- **Collected material**:

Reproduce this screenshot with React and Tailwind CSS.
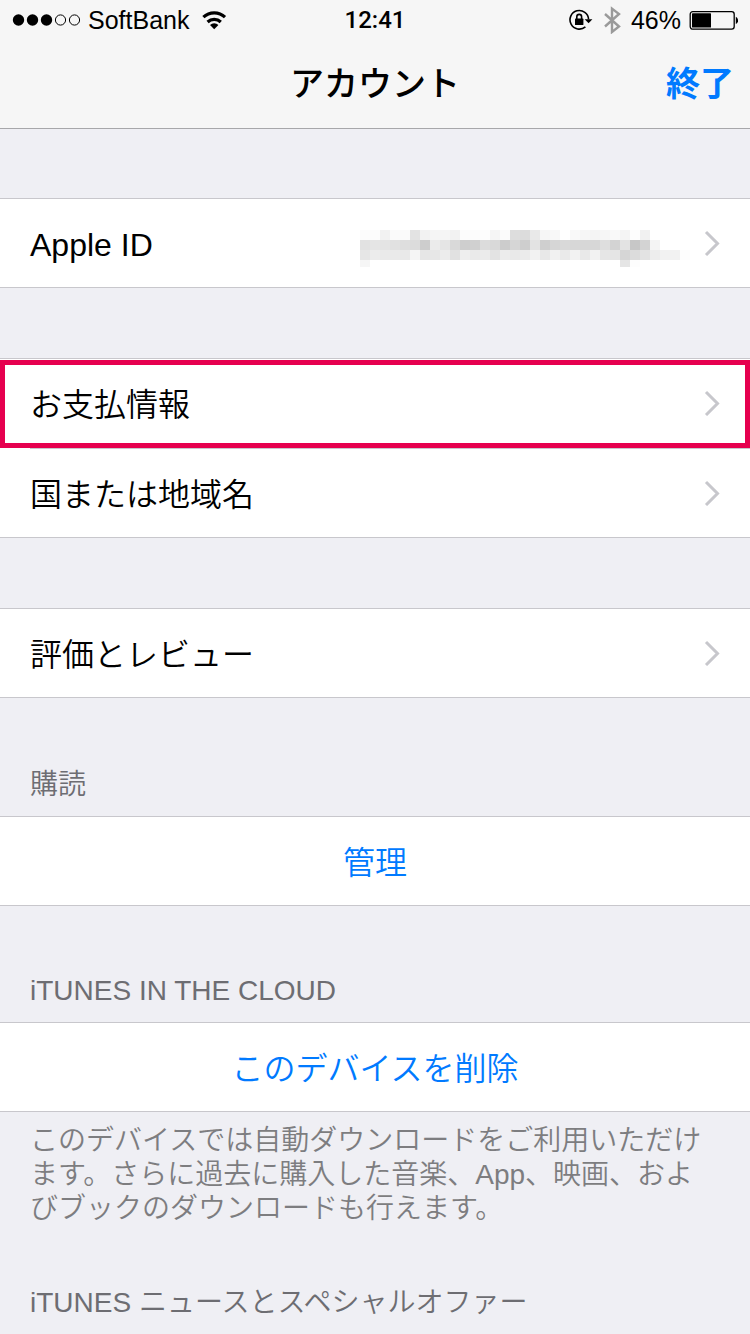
import React from 'react';

// Shades of the masked address, one string per row of cells
const MASK_ROWS = [
  'fc fc f2 fa fa e3 f2 f5 f5 f2 fc fc fd f5 fb dd dc e9 f6 f8 ff f9 f6 f4 f6 f9 f4 fd f1',
  'e2 e5 e4 e1 de dc cd eb e5 d9 ce d0 dc d9 cc d6 ce e3 cf d6 d9 d7 d7 d7 de d3 e3 c7 d3 f4',
  'e6 ec ea ea e9 f5 e6 e7 ec e1 ee ea eb e3 ec e9 eb f2 e8 f1 ea f2 e9 f2 e6 e5 d6 dc e3 ed f2 f2 fd',
  'f6 ff ff ff ff ff ff ff ff ff ff ff ff ff ff ff ff ff ff ff ff ff ff ff ff ff e5 fd',
];

const MaskedAddress = () => (
  <svg width="330" height="47" viewBox="0 -10 330 47" shapeRendering="crispEdges" aria-hidden="true">
    {MASK_ROWS.map((row, y) =>
      row.split(' ').map((shade, x) => (
        <rect key={`${x}-${y}`} x={x * 10} y={y * 10} width="10" height={y === 3 ? 7 : 10} fill={`#${shade}${shade}${shade}`} />
      ))
    )}
  </svg>
);

const Chevron = () => (
  <svg className="shrink-0" width="16" height="26" viewBox="0 0 16 26" fill="none" stroke="#c7c7cc" strokeWidth="3" aria-hidden="true">
    <path d="M2 2l11.5 11.5L2 25" />
  </svg>
);

const StatusBar = () => (
  <div className="grid grid-cols-3 items-center h-10 px-3 text-2xl leading-10">
    <div className="flex items-center">
      <svg width="70" height="12" viewBox="0 0 70 12" aria-hidden="true">
        <circle cx="6.5" cy="6" r="5.7" />
        <circle cx="20.5" cy="6" r="5.7" />
        <circle cx="34.5" cy="6" r="5.7" />
        <circle cx="48.5" cy="6" r="5.1" fill="none" stroke="#000" />
        <circle cx="62.5" cy="6" r="5.1" fill="none" stroke="#000" />
      </svg>
      <span className="ml-1.5 text-[25px]">SoftBank</span>
      <svg className="ml-3" width="26" height="20" viewBox="0 0 26 20" fill="none" stroke="#000" strokeWidth="3.2" aria-hidden="true">
        <path d="M2.4 7.2a15.6 15.6 0 0 1 21.6 0" />
        <path d="M6.6 12a9.6 9.6 0 0 1 13.2 0" />
        <path d="M13.2 19.2l-4.2-4.3a6.2 6.2 0 0 1 8.4 0z" fill="#000" stroke="none" />
      </svg>
    </div>
    <span className="text-center font-medium font-['Roboto',sans-serif]">12:41</span>
    <div className="flex items-center justify-end">
      <svg width="24" height="22" viewBox="0 0 24 22" fill="none" stroke="#000" strokeWidth="1.6" aria-hidden="true">
        <path d="M16.4 17.8a9.3 9.3 0 1 1 3.2-7.4" />
        <path d="M15.6 10.2h7.8L19.6 14.2z" fill="#000" stroke="none" />
        <rect x="6" y="9.6" width="8.4" height="6.4" rx="0.6" fill="#000" stroke="none" />
        <path d="M7.8 10V7.8a2.4 2.4 0 0 1 4.8 0V10" />
      </svg>
      <svg className="ml-2.5" width="18" height="28" viewBox="0 0 18 28" fill="none" stroke="#9a9a9a" strokeWidth="2.4" aria-hidden="true">
        <path d="M2 8l14 12.5-7 5.5V2.6l7 5.4L2 20.5" />
      </svg>
      <span className="ml-2.5 text-[25px]">46%</span>
      <svg className="ml-2" width="49" height="20" viewBox="0 0 49 20" aria-hidden="true">
        <rect x="1.2" y="1.6" width="44" height="17.6" rx="2.6" fill="none" stroke="#000" strokeWidth="1.3" />
        <rect x="3" y="3.2" width="19" height="14.4" rx="0.6" />
        <path d="M46.8 6.8a4 4 0 0 1 0 7.2z" />
      </svg>
    </div>
  </div>
);

const NavBar = () => (
  <div className="grid grid-cols-3 items-center h-[88px] px-4 text-[34px]">
    <h1 className="col-start-2 text-center font-medium">アカウント</h1>
    <button type="button" className="justify-self-end font-bold text-[#007aff]">終了</button>
  </div>
);

const Group = ({ className = '', children }) => (
  <section className={`bg-white border-y border-[#c8c7cc] ${className}`}>{children}</section>
);

const Row = ({ label, value, highlighted }) => (
  <button type="button" className="relative flex items-center justify-between w-full h-[88px] px-[30px] text-[32px] text-left">
    <span className="pt-1">{label}</span>
    <span className="flex items-center gap-3.5">
      {value}
      <Chevron />
    </span>
    {highlighted && <span className="absolute inset-x-0 top-px -bottom-px border-5 border-[#e6004f]" />}
  </button>
);

const ActionRow = ({ label }) => (
  <button type="button" className="w-full h-[88px] pt-1 text-[32px] text-center text-[#007aff]">{label}</button>
);

const GroupHeading = ({ className = '', children }) => (
  <h2 className={`px-[30px] text-[28px] leading-10 text-[#6d6d72] ${className}`}>{children}</h2>
);

const App = () => {
  return (
    <div className="min-h-screen bg-[#efeff4] text-black font-[350] font-['Liberation_Sans','Noto_Sans_CJK_JP',sans-serif]" lang="ja">
      <header className="bg-[#f6f6f6] border-b border-[#a7a7aa]">
        <StatusBar />
        <NavBar />
      </header>

      <main className="pb-2">
        <Group className="mt-[69px]">
          <Row label="Apple ID" value={<MaskedAddress />} />
        </Group>

        <Group className="mt-[70px]">
          <Row label="お支払情報" highlighted />
          <div className="ml-[30px] mt-px border-t border-[#c8c7cc]" />
          <Row label="国または地域名" />
        </Group>

        <Group className="mt-[70px]">
          <Row label="評価とレビュー" />
        </Group>

        <GroupHeading className="pt-[67px] pb-[11px]">購読</GroupHeading>
        <Group>
          <ActionRow label="管理" />
        </Group>

        <GroupHeading className="pt-[65px] pb-[11px]">iTUNES IN THE CLOUD</GroupHeading>
        <Group>
          <ActionRow label="このデバイスを削除" />
        </Group>
        <p className="px-[30px] pt-3 text-[28px] leading-[34px] text-[#7d7d80]">
          このデバイスでは自動ダウンロードをご利用いただけます。さらに過去に購入した音楽、App、映画、およびブックのダウンロードも行えます。
        </p>

        <GroupHeading className="pt-[57px]">iTUNES ニュースとスペシャルオファー</GroupHeading>
      </main>
    </div>
  );
};

export default App;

- **Aim**: Word for word, quote the full listing, omitting every picture.

- **Solution**:
Reproduce this screenshot with React and Tailwind CSS.
import React from 'react';

// Shades of the masked address, one string per row of cells
const MASK_ROWS = [
  'fc fc f2 fa fa e3 f2 f5 f5 f2 fc fc fd f5 fb dd dc e9 f6 f8 ff f9 f6 f4 f6 f9 f4 fd f1',
  'e2 e5 e4 e1 de dc cd eb e5 d9 ce d0 dc d9 cc d6 ce e3 cf d6 d9 d7 d7 d7 de d3 e3 c7 d3 f4',
  'e6 ec ea ea e9 f5 e6 e7 ec e1 ee ea eb e3 ec e9 eb f2 e8 f1 ea f2 e9 f2 e6 e5 d6 dc e3 ed f2 f2 fd',
  'f6 ff ff ff ff ff ff ff ff ff ff ff ff ff ff ff ff ff ff ff ff ff ff ff ff ff e5 fd',
];

const MaskedAddress = () => (
  <svg width="330" height="47" viewBox="0 -10 330 47" shapeRendering="crispEdges" aria-hidden="true">
    {MASK_ROWS.map((row, y) =>
      row.split(' ').map((shade, x) => (
        <rect key={`${x}-${y}`} x={x * 10} y={y * 10} width="10" height={y === 3 ? 7 : 10} fill={`#${shade}${shade}${shade}`} />
      ))
    )}
  </svg>
);

const Chevron = () => (
  <svg className="shrink-0" width="16" height="26" viewBox="0 0 16 26" fill="none" stroke="#c7c7cc" strokeWidth="3" aria-hidden="true">
    <path d="M2 2l11.5 11.5L2 25" />
  </svg>
);

const StatusBar = () => (
  <div className="grid grid-cols-3 items-center h-10 px-3 text-2xl leading-10">
    <div className="flex items-center">
      <svg width="70" height="12" viewBox="0 0 70 12" aria-hidden="true">
        <circle cx="6.5" cy="6" r="5.7" />
        <circle cx="20.5" cy="6" r="5.7" />
        <circle cx="34.5" cy="6" r="5.7" />
        <circle cx="48.5" cy="6" r="5.1" fill="none" stroke="#000" />
        <circle cx="62.5" cy="6" r="5.1" fill="none" stroke="#000" />
      </svg>
      <span className="ml-1.5 text-[25px]">SoftBank</span>
      <svg className="ml-3" width="26" height="20" viewBox="0 0 26 20" fill="none" stroke="#000" strokeWidth="3.2" aria-hidden="true">
        <path d="M2.4 7.2a15.6 15.6 0 0 1 21.6 0" />
        <path d="M6.6 12a9.6 9.6 0 0 1 13.2 0" />
        <path d="M13.2 19.2l-4.2-4.3a6.2 6.2 0 0 1 8.4 0z" fill="#000" stroke="none" />
      </svg>
    </div>
    <span className="text-center font-medium font-['Roboto',sans-serif]">12:41</span>
    <div className="flex items-center justify-end">
      <svg width="24" height="22" viewBox="0 0 24 22" fill="none" stroke="#000" strokeWidth="1.6" aria-hidden="true">
        <path d="M16.4 17.8a9.3 9.3 0 1 1 3.2-7.4" />
        <path d="M15.6 10.2h7.8L19.6 14.2z" fill="#000" stroke="none" />
        <rect x="6" y="9.6" width="8.4" height="6.4" rx="0.6" fill="#000" stroke="none" />
        <path d="M7.8 10V7.8a2.4 2.4 0 0 1 4.8 0V10" />
      </svg>
      <svg className="ml-2.5" width="18" height="28" viewBox="0 0 18 28" fill="none" stroke="#9a9a9a" strokeWidth="2.4" aria-hidden="true">
        <path d="M2 8l14 12.5-7 5.5V2.6l7 5.4L2 20.5" />
      </svg>
      <span className="ml-2.5 text-[25px]">46%</span>
      <svg className="ml-2" width="49" height="20" viewBox="0 0 49 20" aria-hidden="true">
        <rect x="1.2" y="1.6" width="44" height="17.6" rx="2.6" fill="none" stroke="#000" strokeWidth="1.3" />
        <rect x="3" y="3.2" width="19" height="14.4" rx="0.6" />
        <path d="M46.8 6.8a4 4 0 0 1 0 7.2z" />
      </svg>
    </div>
  </div>
);

const NavBar = () => (
  <div className="grid grid-cols-3 items-center h-[88px] px-4 text-[34px]">
    <h1 className="col-start-2 text-center font-medium">アカウント</h1>
    <button type="button" className="justify-self-end font-bold text-[#007aff]">終了</button>
  </div>
);

const Group = ({ className = '', children }) => (
  <section className={`bg-white border-y border-[#c8c7cc] ${className}`}>{children}</section>
);

const Row = ({ label, value, highlighted }) => (
  <button type="button" className="relative flex items-center justify-between w-full h-[88px] px-[30px] text-[32px] text-left">
    <span className="pt-1">{label}</span>
    <span className="flex items-center gap-3.5">
      {value}
      <Chevron />
    </span>
    {highlighted && <span className="absolute inset-x-0 top-px -bottom-px border-5 border-[#e6004f]" />}
  </button>
);

const ActionRow = ({ label }) => (
  <button type="button" className="w-full h-[88px] pt-1 text-[32px] text-center text-[#007aff]">{label}</button>
);

const GroupHeading = ({ className = '', children }) => (
  <h2 className={`px-[30px] text-[28px] leading-10 text-[#6d6d72] ${className}`}>{children}</h2>
);

const App = () => {
  return (
    <div className="min-h-screen bg-[#efeff4] text-black font-[350] font-['Liberation_Sans','Noto_Sans_CJK_JP',sans-serif]" lang="ja">
      <header className="bg-[#f6f6f6] border-b border-[#a7a7aa]">
        <StatusBar />
        <NavBar />
      </header>

      <main className="pb-2">
        <Group className="mt-[69px]">
          <Row label="Apple ID" value={<MaskedAddress />} />
        </Group>

        <Group className="mt-[70px]">
          <Row label="お支払情報" highlighted />
          <div className="ml-[30px] mt-px border-t border-[#c8c7cc]" />
          <Row label="国または地域名" />
        </Group>

        <Group className="mt-[70px]">
          <Row label="評価とレビュー" />
        </Group>

        <GroupHeading className="pt-[67px] pb-[11px]">購読</GroupHeading>
        <Group>
          <ActionRow label="管理" />
        </Group>

        <GroupHeading className="pt-[65px] pb-[11px]">iTUNES IN THE CLOUD</GroupHeading>
        <Group>
          <ActionRow label="このデバイスを削除" />
        </Group>
        <p className="px-[30px] pt-3 text-[28px] leading-[34px] text-[#7d7d80]">
          このデバイスでは自動ダウンロードをご利用いただけます。さらに過去に購入した音楽、App、映画、およびブックのダウンロードも行えます。
        </p>

        <GroupHeading className="pt-[57px]">iTUNES ニュースとスペシャルオファー</GroupHeading>
      </main>
    </div>
  );
};

export default App;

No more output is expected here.